### PROBLEM TO SOLVE:
Copy all lines that contain the word "this".

------------

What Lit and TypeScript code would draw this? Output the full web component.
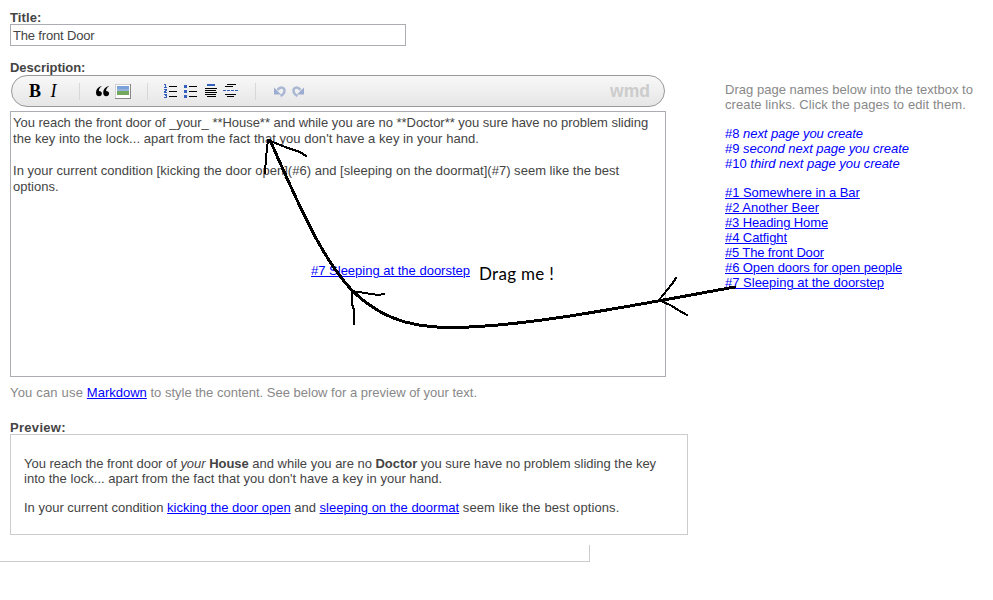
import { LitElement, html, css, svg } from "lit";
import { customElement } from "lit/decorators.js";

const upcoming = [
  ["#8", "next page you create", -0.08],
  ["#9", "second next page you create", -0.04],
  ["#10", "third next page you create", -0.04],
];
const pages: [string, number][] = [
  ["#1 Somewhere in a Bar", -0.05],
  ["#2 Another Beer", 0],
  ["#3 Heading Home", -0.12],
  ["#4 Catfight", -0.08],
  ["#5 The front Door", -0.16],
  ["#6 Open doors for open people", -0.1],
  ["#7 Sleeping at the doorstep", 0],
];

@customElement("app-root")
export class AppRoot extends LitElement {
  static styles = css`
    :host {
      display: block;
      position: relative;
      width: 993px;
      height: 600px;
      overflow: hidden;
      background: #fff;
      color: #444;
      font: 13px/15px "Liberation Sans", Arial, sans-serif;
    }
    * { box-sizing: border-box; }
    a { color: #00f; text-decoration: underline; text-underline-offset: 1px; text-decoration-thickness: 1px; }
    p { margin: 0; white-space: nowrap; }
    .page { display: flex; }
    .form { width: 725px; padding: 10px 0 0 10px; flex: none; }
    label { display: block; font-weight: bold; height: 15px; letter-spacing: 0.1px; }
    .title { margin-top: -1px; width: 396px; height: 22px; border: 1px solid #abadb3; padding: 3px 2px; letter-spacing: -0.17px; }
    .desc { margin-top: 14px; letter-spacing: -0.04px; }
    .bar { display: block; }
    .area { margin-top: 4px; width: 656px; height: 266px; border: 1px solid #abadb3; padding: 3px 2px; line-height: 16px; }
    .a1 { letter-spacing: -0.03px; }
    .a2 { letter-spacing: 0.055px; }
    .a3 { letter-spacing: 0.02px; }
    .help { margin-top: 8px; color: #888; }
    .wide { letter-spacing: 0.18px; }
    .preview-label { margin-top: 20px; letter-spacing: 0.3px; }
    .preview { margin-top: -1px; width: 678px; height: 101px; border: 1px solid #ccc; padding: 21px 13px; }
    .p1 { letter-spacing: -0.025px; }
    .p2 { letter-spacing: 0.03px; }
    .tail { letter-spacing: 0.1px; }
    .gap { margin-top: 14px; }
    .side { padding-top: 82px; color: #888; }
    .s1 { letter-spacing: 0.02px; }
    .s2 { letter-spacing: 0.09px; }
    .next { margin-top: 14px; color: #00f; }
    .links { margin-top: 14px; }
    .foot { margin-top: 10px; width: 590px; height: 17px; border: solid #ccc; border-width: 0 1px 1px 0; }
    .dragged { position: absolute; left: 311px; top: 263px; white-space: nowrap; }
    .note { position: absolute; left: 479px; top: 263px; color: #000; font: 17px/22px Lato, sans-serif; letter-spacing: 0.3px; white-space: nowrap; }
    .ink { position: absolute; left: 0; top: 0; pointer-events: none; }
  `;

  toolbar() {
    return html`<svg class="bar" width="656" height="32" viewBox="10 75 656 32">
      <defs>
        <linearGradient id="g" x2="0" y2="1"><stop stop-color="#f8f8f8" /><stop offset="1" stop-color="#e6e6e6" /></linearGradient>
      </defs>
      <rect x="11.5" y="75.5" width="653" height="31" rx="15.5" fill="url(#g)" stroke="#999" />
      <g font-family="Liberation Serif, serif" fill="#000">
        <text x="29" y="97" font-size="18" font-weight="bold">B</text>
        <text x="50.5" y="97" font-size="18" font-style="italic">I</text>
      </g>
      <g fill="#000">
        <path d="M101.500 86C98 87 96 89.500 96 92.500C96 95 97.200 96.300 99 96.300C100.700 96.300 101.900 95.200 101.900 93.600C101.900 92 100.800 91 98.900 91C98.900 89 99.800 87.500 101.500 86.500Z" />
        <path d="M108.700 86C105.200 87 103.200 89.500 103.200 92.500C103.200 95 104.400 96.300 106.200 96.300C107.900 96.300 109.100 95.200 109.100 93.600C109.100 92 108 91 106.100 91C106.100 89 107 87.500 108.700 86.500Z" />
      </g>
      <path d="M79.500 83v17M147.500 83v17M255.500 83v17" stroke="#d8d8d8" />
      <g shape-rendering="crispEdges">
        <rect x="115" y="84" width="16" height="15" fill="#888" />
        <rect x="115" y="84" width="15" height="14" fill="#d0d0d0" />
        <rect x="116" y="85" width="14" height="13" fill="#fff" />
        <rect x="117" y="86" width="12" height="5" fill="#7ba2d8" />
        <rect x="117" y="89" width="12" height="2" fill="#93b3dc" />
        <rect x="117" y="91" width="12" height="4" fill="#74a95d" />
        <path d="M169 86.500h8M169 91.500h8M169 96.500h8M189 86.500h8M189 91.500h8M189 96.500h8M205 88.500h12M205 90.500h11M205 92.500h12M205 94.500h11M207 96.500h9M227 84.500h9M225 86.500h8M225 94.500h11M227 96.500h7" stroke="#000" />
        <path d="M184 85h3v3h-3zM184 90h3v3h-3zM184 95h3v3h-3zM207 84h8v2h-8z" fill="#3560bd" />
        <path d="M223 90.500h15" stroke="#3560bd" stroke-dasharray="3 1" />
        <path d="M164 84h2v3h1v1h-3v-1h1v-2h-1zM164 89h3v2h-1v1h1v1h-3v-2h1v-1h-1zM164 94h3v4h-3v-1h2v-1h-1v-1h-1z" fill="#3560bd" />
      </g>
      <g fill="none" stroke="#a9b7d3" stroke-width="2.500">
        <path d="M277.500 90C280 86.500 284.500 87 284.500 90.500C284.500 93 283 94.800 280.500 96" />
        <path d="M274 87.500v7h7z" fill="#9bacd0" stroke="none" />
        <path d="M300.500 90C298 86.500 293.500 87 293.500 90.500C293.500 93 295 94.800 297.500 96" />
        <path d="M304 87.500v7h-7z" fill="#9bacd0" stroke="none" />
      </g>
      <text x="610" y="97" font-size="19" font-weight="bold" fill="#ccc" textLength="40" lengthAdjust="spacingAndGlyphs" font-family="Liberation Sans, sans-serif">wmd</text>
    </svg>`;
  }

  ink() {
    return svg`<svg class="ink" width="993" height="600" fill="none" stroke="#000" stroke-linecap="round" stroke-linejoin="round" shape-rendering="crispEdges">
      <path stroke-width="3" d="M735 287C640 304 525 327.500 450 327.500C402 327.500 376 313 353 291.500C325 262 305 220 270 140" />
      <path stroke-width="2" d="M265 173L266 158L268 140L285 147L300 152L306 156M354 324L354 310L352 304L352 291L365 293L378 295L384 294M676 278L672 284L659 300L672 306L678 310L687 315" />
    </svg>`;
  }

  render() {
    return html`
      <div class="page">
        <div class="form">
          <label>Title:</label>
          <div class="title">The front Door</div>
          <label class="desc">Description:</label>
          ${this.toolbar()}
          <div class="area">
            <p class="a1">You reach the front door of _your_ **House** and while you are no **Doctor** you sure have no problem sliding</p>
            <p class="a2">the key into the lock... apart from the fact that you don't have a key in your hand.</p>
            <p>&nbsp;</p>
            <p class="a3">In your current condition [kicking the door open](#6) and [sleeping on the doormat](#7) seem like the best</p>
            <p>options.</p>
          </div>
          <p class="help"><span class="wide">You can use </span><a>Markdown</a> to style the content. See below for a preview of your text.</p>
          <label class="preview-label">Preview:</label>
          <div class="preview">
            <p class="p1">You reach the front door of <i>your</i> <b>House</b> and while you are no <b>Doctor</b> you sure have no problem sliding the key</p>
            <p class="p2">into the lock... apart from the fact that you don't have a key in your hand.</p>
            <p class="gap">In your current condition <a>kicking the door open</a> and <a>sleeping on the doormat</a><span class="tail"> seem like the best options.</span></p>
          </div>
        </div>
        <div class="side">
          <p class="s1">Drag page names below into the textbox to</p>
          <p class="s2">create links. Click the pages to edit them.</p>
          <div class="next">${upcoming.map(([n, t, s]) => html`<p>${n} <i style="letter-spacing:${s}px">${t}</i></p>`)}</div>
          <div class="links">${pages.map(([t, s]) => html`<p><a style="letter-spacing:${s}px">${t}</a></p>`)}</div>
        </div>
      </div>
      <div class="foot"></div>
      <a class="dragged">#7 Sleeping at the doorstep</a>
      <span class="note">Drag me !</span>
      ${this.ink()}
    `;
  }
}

------------

### FINAL ANSWER:
What Lit and TypeScript code would draw this? Output the full web component.
          ${this.toolbar()}
      ${this.ink()}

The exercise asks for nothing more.